This is an island born of volcanoes and ruled by volcanoes; its people destined ever to be subject their dictatorial tyranny. It is an island constructed of lava, illuminated by lava and then laminated in lava. Like a burning candle which decorates itself in its own molten wax before it too hardens. Like a chocolate cake drenched in chocolate sauce. There are no fields of grass or grain, no trees, no flowers, no sheep or cattle. Just endless fields smothered with black lumpy lava, as if badly ploughed by a giant tractor.
And yet, even confined to this single colourless material, the Great Sculptor has fashioned a million shapes in a thousand shades of very dark grey. The most memorable artists contain themselves to a single medium; to watercolours or oils, to wood or stone, to verse or prose. And within the pressure and shackles of these self-enforced limitations, their creativity is forced to erupt. Yes, like lava from a volcano. And here on this island, He has fashioned his art; at first glance sterile, random and colourless, but rich and beautiful to the more attentive eye.
Yesterday we left the safety of the shore and drove into the birthplace and nerve centre of the Volcanic Empire, Timanfaya. We abandoned our car and climbed aboard an old bus to circumnavigate the half-dozen or so ancient volcanic peaks. Our driver expertly swung us around the tiny road at impossible angles and gradients, like some twisted rollercoaster. Our lives were literally in his hands as he edged us along the sheer sloping sides of the mother volcanoes.

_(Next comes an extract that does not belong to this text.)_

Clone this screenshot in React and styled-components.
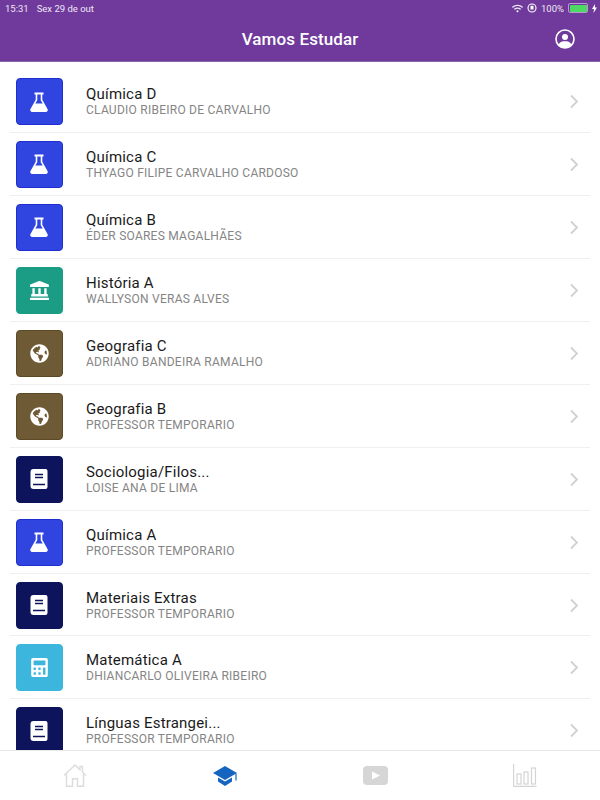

As he did so, we were treated to a wonderful array of chasms and craters. We feasted our eyes on fissures fashioned by fire. We marvelled at the myriad of textures and forms – sculptured in rock and decorated in the glitter of ash. Everything emulsioned in only the very darkest paints from a monochromatic paint box. The bus stopped so that we could study the lasagne layers of lava on either side, dripping with tiny stalactites, frozen in an instance of time as if it were yesterday.
And standing majestically behind, against the white sky, those magnificent volcanic mountains. Like queens, their perfect maternal curves crowned by caldera. Inside each open mouth, an oesophagus leading down into the bowels of the earth, where the molten rock simmers for century upon century.
And then suddenly, with scant warning, the mothers start to spit – before projectile vomiting their next offering of lava all over their creation. A present of little practical purpose for the people of this island. One they cannot feed from, only contend with. Another suffocating layer.
Fortunately it has been 300 years since the last deposit. And yet in all of this time, the resistance has shown few signs of progress. The impenetrable shadows of grey linger. Only here and there have small shrubs found an atom or two of water to grow phoenix-like from the ashes.
Along one valley, man in his boundless optimism has planted vineyards. These are no ordinary vineyards. Each individual vine is planted in the infertile ash behind its own protective semi-circular wall. A wall inevitably made out of lava. So delicate is the so-called soil that the slightest wind would blow the fledgling plant away. There are thousands of these ebony bracelets on the dark earth. As if a battalion of regimented horses has galloped across the black sand, imprinting their giant horseshoes in straight lines.
Meanwhile, on the shores, as far away from the giant Empresses as possible, defiant white buildings continue to be erected. Slowly spreading out. Like some enormous game of Othello, the white pieces fighting back on a board completely dominated by black. Into these new white buildings come heat-seeking men and women from many nations – re-enforcements, bringing their money and their wealth. Slowly civilisation gains ground by stealth, inch by inch. The white counters are claiming the corners at least.
And yet is it futile. The volcanoes will sit silently for now, unperturbed and undisturbed. Their bowels will rumble from time to time. Three centuries is a reasonable interval.Too many more of those pathetic vineyards or flimsy white buildings, too many more foreign invaders scarring their dark landscape, and they may feel inclined to do something about it.